WHAT YOU WILL DO:
Leave out the pictures, and retype only the lines from the beginning of the material through the line that contains "GraduationCap, Link as", including both.

DATASET CONTENT:
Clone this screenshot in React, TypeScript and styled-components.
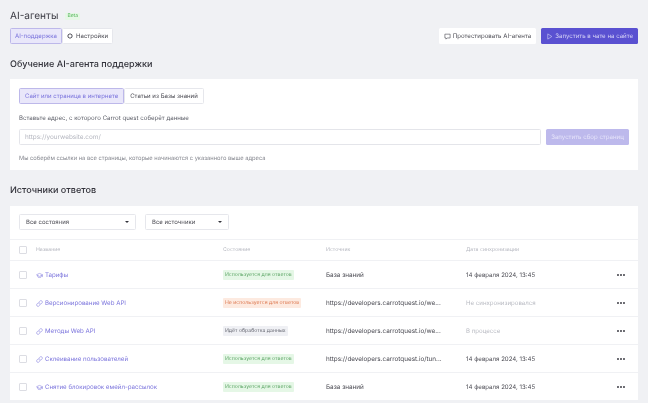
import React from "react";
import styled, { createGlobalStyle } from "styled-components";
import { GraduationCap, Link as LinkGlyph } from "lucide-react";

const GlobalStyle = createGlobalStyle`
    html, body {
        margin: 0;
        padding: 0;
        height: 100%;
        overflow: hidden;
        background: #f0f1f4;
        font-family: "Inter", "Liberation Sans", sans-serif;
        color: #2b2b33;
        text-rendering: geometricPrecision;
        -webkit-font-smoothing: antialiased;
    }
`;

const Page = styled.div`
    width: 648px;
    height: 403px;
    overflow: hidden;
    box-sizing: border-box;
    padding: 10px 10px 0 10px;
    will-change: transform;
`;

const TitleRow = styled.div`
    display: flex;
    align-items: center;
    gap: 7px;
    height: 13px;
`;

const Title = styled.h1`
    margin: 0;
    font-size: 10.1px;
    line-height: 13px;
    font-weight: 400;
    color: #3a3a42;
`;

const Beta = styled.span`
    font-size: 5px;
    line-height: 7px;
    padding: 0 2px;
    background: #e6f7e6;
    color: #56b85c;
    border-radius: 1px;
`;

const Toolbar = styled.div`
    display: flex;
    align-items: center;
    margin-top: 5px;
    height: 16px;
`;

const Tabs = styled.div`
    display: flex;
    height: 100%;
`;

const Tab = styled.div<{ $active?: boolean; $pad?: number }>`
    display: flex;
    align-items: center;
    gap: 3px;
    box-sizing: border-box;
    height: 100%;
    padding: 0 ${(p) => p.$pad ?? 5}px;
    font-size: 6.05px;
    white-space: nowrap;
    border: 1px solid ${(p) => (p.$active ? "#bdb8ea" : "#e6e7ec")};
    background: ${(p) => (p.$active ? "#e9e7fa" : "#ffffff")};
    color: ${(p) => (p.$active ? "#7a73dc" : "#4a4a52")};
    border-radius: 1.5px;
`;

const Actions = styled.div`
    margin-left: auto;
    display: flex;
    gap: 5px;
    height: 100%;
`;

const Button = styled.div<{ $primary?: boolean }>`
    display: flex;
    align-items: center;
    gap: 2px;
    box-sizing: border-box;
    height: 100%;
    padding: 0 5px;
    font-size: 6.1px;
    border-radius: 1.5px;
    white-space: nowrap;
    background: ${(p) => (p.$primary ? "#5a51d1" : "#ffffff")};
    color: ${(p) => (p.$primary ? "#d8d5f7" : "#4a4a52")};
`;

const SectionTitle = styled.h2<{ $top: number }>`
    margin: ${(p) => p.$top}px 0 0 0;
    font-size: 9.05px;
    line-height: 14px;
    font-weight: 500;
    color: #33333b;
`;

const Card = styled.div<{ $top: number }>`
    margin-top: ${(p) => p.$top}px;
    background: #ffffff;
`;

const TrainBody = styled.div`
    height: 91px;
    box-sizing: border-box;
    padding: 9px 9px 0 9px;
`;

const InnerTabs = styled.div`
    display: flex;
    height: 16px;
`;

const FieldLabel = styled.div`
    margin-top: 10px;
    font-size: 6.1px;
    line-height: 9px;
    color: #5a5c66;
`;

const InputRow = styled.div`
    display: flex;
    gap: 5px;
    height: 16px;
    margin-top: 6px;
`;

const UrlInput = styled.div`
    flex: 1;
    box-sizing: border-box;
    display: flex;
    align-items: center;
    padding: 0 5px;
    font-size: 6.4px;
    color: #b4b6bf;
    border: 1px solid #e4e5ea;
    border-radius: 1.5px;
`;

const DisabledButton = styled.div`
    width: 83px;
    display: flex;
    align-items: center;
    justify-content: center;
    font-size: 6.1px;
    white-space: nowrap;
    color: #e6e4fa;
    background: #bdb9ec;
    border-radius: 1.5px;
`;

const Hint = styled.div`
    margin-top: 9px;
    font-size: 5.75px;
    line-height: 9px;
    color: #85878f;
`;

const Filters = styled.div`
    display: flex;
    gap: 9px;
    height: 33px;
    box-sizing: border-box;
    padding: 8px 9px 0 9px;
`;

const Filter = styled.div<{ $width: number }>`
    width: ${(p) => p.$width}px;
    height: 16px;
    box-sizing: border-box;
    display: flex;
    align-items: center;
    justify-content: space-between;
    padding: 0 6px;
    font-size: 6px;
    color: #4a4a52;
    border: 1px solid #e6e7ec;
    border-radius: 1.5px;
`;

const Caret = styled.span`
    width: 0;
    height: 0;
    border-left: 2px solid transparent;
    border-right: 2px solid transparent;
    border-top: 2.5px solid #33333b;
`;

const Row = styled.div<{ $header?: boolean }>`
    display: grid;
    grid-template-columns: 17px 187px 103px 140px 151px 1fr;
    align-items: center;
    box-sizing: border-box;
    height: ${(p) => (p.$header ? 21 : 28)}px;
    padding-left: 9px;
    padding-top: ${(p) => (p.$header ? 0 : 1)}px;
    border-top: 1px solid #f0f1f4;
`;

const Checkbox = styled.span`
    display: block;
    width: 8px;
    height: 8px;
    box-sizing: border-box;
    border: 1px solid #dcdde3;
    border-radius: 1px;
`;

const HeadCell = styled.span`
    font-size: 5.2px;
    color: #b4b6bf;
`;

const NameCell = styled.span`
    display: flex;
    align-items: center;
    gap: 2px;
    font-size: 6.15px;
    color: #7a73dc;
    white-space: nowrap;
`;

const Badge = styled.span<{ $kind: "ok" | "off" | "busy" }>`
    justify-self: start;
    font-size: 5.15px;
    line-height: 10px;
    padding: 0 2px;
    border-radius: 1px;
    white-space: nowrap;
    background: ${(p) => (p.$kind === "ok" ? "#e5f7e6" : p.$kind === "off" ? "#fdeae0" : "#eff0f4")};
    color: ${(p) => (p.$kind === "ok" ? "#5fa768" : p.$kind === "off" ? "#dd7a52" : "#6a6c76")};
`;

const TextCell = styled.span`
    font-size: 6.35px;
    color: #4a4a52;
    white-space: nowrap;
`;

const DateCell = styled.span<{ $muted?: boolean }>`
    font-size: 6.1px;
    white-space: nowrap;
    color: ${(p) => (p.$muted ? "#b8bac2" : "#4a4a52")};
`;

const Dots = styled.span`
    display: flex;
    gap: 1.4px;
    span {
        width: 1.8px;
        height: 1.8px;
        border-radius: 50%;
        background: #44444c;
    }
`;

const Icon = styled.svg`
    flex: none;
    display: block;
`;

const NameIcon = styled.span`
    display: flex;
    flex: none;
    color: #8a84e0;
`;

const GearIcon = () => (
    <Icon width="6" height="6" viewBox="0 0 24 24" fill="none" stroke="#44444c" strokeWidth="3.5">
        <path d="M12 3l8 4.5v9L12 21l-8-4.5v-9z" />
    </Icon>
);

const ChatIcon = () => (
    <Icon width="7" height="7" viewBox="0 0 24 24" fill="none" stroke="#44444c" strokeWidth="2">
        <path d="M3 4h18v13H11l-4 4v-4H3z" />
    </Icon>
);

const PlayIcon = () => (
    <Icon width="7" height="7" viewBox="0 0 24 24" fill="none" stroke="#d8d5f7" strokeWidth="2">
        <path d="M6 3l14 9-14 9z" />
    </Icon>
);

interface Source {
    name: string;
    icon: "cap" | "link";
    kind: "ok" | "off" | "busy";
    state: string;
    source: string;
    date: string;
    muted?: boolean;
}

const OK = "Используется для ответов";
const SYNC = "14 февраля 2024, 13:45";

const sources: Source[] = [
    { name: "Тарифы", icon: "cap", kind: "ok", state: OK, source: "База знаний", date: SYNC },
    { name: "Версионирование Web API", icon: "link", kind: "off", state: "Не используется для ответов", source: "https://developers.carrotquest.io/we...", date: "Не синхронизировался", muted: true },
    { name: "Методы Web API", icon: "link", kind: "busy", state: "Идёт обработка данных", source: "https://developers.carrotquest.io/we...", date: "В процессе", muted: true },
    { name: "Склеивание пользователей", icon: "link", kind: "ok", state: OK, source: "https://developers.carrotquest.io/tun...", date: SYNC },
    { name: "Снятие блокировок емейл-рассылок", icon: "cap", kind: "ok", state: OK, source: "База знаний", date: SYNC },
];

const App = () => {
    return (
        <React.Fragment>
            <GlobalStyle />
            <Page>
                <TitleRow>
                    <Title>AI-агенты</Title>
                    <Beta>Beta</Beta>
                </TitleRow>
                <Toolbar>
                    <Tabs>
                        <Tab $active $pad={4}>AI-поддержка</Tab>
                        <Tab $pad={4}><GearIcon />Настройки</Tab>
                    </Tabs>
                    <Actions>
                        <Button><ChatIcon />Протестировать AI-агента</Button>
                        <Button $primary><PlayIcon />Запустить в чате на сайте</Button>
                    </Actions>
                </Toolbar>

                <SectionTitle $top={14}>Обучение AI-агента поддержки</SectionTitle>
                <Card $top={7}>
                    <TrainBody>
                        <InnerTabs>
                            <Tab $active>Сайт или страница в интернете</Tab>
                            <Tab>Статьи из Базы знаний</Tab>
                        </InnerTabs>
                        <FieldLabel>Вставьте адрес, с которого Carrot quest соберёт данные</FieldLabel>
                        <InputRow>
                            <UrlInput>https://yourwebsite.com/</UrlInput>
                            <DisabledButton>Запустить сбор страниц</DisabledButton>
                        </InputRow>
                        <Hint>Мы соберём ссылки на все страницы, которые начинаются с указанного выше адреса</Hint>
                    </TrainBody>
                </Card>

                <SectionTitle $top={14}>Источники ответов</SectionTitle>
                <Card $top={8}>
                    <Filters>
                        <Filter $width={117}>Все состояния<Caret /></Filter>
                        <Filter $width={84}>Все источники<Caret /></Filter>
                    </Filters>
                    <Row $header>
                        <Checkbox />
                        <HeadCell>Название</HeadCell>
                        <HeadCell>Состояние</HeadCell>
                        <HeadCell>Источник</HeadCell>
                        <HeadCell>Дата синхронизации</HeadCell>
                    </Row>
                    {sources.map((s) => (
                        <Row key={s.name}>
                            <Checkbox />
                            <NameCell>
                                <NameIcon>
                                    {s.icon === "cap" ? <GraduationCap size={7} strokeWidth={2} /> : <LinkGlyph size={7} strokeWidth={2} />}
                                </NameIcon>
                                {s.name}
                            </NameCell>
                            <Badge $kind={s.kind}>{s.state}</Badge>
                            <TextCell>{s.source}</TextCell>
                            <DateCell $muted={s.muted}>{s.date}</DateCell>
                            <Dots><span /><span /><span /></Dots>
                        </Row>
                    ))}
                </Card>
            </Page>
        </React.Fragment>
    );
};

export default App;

WRITTEN REPLY:
Clone this screenshot in React, TypeScript and styled-components.
import React from "react";
import styled, { createGlobalStyle } from "styled-components";
import { GraduationCap, Link as LinkGlyph } from "lucide-react";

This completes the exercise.